# Written request
In the data below, locate each line with the word "page" and list it.

________________________

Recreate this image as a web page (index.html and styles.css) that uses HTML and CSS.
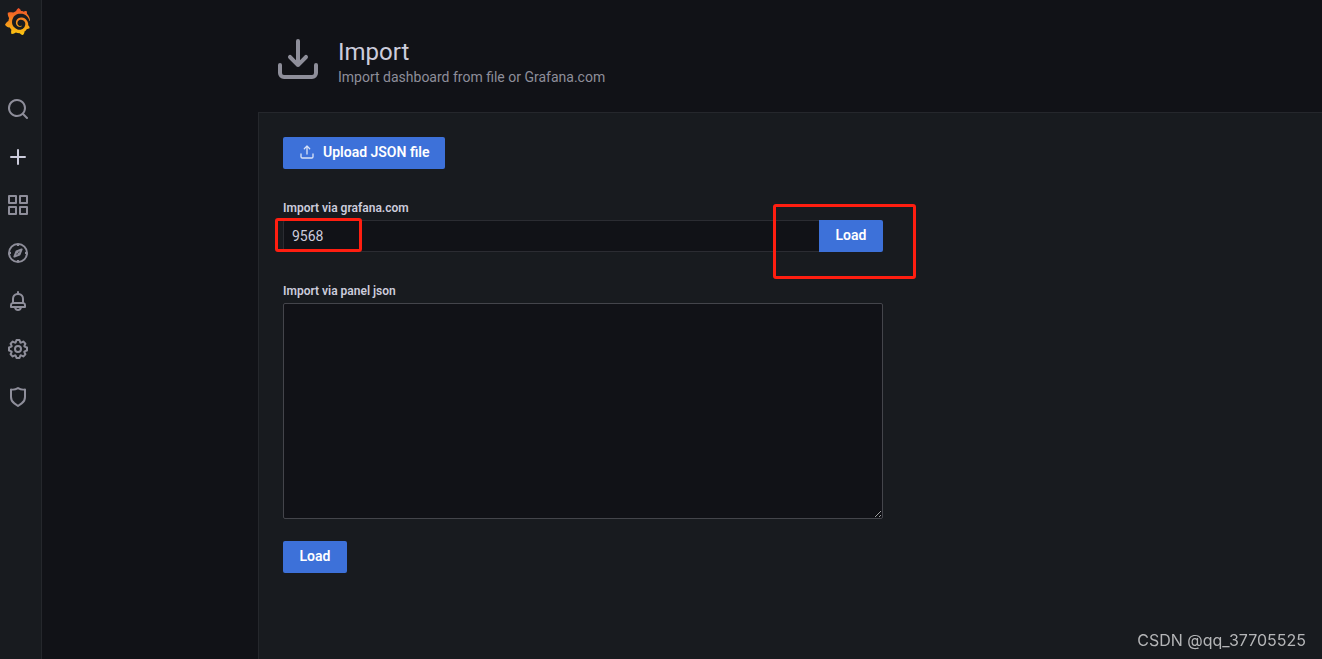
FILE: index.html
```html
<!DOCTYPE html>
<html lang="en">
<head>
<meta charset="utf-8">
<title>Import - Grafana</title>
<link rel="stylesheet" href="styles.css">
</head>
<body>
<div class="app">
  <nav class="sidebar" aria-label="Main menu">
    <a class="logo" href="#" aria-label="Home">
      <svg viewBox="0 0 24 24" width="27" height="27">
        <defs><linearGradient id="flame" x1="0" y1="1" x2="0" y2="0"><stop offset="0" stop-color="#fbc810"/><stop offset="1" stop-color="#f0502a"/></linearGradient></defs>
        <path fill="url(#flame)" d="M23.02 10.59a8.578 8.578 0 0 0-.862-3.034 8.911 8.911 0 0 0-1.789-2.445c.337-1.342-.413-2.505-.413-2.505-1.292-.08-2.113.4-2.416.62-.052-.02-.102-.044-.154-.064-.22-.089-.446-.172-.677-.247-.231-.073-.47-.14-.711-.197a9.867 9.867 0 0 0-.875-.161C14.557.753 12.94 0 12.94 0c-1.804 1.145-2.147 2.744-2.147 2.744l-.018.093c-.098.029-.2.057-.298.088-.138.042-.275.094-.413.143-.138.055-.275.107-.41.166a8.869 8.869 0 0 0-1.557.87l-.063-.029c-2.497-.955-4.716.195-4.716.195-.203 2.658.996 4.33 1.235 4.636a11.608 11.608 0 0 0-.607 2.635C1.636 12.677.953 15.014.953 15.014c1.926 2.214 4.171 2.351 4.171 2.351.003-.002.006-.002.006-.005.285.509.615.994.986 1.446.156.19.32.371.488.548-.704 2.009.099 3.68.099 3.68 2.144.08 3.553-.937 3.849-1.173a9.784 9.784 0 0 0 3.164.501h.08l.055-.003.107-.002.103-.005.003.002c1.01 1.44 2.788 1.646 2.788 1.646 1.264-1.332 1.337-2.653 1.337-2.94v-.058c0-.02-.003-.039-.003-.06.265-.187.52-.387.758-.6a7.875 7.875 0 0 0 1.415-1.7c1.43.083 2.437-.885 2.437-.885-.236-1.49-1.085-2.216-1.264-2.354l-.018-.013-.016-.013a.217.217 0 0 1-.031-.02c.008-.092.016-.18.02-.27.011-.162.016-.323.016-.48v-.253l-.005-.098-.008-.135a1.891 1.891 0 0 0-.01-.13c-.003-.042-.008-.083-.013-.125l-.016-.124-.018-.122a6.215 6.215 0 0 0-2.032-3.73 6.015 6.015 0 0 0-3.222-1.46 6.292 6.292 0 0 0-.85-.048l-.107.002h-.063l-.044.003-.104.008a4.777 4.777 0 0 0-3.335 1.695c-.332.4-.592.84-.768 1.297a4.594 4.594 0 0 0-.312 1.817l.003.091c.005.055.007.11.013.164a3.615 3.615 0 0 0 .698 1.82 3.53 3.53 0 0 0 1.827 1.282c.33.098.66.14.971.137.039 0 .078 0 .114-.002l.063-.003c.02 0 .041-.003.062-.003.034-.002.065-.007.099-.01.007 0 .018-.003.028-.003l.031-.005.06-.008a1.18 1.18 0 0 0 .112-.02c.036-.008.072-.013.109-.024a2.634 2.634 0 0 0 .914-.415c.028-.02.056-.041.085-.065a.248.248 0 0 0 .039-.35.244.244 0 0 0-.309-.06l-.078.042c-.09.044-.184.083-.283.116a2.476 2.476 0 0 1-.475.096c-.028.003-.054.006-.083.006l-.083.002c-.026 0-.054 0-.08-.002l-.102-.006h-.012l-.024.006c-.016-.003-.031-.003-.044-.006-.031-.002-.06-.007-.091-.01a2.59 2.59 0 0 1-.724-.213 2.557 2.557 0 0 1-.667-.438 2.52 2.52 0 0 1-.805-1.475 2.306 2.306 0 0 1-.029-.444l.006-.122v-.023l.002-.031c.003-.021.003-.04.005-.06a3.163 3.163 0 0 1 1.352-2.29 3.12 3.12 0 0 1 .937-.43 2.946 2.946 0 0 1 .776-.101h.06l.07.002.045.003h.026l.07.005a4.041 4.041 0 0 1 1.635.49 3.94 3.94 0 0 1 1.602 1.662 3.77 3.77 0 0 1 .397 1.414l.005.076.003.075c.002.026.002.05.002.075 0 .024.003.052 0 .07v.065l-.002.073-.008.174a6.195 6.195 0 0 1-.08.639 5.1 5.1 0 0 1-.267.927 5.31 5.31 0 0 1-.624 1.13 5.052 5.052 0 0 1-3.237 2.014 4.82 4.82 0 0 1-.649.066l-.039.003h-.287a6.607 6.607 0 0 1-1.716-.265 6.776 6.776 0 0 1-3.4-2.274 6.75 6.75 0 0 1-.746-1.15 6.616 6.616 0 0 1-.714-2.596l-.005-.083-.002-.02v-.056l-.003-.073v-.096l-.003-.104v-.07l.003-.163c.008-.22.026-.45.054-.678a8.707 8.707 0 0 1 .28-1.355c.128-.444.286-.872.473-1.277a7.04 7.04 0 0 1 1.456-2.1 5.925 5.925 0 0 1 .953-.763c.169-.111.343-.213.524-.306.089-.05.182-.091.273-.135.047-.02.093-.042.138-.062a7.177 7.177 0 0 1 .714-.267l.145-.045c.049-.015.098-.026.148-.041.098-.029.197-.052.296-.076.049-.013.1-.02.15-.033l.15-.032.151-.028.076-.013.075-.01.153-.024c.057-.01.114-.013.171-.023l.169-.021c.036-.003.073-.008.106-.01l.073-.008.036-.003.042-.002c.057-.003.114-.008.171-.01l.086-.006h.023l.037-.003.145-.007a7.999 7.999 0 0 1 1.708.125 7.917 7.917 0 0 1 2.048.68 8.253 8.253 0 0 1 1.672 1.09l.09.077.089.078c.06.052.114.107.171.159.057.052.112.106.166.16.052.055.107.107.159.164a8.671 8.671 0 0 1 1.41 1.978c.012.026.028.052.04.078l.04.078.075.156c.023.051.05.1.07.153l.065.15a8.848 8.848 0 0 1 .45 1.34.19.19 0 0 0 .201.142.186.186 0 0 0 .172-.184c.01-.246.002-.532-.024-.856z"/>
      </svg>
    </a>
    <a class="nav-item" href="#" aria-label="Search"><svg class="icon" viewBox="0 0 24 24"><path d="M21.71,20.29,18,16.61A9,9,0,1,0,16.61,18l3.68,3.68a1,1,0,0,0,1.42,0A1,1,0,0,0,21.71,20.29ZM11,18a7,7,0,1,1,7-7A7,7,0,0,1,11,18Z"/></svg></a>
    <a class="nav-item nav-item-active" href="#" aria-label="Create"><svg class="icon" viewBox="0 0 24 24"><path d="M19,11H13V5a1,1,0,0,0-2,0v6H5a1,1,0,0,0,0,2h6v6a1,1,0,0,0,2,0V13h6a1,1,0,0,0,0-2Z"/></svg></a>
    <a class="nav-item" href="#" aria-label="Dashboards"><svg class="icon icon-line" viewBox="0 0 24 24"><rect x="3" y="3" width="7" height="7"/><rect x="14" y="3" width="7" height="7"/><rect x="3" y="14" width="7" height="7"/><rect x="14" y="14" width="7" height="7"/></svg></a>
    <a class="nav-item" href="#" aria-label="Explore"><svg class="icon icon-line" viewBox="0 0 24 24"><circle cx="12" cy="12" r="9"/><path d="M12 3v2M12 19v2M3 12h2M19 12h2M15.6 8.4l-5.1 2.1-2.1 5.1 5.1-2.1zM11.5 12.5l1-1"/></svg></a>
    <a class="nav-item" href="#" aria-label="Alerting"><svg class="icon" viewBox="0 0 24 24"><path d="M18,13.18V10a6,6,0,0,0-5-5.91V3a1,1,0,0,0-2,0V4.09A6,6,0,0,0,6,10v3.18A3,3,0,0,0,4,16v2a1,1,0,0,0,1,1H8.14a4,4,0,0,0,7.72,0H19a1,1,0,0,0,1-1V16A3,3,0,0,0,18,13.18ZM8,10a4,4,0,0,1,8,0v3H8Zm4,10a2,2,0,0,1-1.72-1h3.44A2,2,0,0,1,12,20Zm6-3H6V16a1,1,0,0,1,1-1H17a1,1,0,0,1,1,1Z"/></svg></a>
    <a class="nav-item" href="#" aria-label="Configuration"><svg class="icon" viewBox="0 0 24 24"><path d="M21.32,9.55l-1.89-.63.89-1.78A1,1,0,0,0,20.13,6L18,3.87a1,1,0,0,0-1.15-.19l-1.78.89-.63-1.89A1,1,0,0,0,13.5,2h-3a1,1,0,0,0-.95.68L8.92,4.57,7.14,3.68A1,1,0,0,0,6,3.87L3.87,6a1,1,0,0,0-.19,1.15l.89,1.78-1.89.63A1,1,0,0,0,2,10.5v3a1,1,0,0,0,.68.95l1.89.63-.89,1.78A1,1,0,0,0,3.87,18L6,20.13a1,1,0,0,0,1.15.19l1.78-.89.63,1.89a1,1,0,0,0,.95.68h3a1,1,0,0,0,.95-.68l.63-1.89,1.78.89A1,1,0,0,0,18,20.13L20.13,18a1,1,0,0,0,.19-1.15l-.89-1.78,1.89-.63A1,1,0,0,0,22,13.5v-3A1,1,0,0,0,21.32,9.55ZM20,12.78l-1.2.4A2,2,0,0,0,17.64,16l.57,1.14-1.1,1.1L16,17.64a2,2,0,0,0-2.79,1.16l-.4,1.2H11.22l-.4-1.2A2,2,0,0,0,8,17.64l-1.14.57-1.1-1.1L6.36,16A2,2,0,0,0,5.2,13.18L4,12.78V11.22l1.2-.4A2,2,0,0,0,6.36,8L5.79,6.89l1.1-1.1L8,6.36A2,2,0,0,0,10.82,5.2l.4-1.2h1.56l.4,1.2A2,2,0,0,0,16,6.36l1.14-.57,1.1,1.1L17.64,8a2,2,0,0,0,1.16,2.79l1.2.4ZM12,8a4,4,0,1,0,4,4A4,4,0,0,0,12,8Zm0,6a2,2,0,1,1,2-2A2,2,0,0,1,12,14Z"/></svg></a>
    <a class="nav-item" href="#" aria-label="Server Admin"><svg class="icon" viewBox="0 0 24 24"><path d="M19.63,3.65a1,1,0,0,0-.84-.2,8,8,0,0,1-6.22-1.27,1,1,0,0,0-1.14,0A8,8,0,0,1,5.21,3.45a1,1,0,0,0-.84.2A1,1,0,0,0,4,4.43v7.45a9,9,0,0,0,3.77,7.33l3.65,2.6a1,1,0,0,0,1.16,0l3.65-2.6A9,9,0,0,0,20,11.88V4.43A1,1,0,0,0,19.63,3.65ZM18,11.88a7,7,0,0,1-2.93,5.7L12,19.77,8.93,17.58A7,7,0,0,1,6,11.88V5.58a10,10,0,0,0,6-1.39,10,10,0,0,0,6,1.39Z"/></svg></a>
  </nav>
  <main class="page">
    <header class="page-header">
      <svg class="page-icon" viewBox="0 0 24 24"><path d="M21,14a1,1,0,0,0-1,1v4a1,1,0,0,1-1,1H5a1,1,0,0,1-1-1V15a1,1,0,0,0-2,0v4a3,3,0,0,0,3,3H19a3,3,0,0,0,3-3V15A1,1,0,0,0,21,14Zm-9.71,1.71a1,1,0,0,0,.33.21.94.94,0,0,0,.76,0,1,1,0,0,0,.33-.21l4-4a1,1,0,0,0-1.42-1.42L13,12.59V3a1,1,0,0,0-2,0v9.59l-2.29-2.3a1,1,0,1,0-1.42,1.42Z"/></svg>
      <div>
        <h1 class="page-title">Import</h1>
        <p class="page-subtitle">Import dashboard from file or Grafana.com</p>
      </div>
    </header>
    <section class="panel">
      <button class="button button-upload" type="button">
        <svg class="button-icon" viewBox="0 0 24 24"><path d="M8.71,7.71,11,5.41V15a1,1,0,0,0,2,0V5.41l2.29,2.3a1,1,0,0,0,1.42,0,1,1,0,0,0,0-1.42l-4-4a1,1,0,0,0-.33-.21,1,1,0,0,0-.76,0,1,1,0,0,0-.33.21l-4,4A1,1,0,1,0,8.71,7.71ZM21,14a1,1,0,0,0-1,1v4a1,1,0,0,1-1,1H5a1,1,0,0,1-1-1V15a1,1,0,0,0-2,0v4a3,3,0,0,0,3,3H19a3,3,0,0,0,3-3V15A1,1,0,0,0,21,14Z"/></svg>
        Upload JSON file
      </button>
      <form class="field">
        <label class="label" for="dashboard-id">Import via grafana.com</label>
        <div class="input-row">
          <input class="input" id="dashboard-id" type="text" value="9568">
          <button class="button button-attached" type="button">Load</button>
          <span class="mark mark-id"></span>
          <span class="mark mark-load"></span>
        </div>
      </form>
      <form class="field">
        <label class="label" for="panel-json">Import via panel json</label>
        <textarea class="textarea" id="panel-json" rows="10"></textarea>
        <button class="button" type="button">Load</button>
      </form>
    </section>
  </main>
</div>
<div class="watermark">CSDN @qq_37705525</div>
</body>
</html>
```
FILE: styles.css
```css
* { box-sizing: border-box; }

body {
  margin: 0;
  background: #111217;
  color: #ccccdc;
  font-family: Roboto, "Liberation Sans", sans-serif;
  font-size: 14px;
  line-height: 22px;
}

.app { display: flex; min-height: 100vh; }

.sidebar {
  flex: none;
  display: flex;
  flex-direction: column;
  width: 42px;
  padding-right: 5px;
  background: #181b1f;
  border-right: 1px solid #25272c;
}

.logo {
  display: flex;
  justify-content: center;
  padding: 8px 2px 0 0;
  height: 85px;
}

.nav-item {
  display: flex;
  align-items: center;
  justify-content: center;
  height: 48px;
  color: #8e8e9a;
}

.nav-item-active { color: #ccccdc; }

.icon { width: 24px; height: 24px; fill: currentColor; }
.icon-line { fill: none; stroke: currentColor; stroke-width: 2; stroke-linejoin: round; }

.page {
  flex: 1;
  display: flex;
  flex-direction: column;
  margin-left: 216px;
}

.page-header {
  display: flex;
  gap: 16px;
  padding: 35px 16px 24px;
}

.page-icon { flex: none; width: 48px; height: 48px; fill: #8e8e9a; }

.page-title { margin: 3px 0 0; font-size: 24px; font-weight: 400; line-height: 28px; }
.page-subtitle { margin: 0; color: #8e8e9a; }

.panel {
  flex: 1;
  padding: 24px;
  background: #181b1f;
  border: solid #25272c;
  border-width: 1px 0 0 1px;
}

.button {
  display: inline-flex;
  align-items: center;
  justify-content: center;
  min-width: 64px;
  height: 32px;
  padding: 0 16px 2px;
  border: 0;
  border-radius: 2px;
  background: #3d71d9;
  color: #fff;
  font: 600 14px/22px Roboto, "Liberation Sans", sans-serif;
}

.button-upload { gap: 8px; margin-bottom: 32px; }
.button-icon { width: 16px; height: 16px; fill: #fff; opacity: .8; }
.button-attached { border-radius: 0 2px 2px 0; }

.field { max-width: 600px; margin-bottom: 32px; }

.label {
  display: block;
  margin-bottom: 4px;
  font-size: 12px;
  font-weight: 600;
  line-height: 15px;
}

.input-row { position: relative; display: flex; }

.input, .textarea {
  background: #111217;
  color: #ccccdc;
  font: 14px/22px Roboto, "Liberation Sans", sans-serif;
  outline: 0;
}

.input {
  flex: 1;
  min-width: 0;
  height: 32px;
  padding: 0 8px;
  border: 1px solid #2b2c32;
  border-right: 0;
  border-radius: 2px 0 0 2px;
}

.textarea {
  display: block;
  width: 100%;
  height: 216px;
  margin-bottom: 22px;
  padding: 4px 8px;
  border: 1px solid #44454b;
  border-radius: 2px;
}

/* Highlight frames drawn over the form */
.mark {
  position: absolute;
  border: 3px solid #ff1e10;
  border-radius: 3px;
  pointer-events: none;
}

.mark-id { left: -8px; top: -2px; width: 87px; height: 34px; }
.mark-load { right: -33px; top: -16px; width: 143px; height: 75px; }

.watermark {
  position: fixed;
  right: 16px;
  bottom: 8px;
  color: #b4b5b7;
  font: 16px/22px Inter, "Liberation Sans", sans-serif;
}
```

________________________

# Complete response
Recreate this image as a web page (index.html and styles.css) that uses HTML and CSS.
  <main class="page">
    <header class="page-header">
      <svg class="page-icon" viewBox="0 0 24 24"><path d="M21,14a1,1,0,0,0-1,1v4a1,1,0,0,1-1,1H5a1,1,0,0,1-1-1V15a1,1,0,0,0-2,0v4a3,3,0,0,0,3,3H19a3,3,0,0,0,3-3V15A1,1,0,0,0,21,14Zm-9.71,1.71a1,1,0,0,0,.33.21.94.94,0,0,0,.76,0,1,1,0,0,0,.33-.21l4-4a1,1,0,0,0-1.42-1.42L13,12.59V3a1,1,0,0,0-2,0v9.59l-2.29-2.3a1,1,0,1,0-1.42,1.42Z"/></svg>
        <h1 class="page-title">Import</h1>
        <p class="page-subtitle">Import dashboard from file or Grafana.com</p>
.page {
.page-header {
.page-icon { flex: none; width: 48px; height: 48px; fill: #8e8e9a; }
.page-title { margin: 3px 0 0; font-size: 24px; font-weight: 400; line-height: 28px; }
.page-subtitle { margin: 0; color: #8e8e9a; }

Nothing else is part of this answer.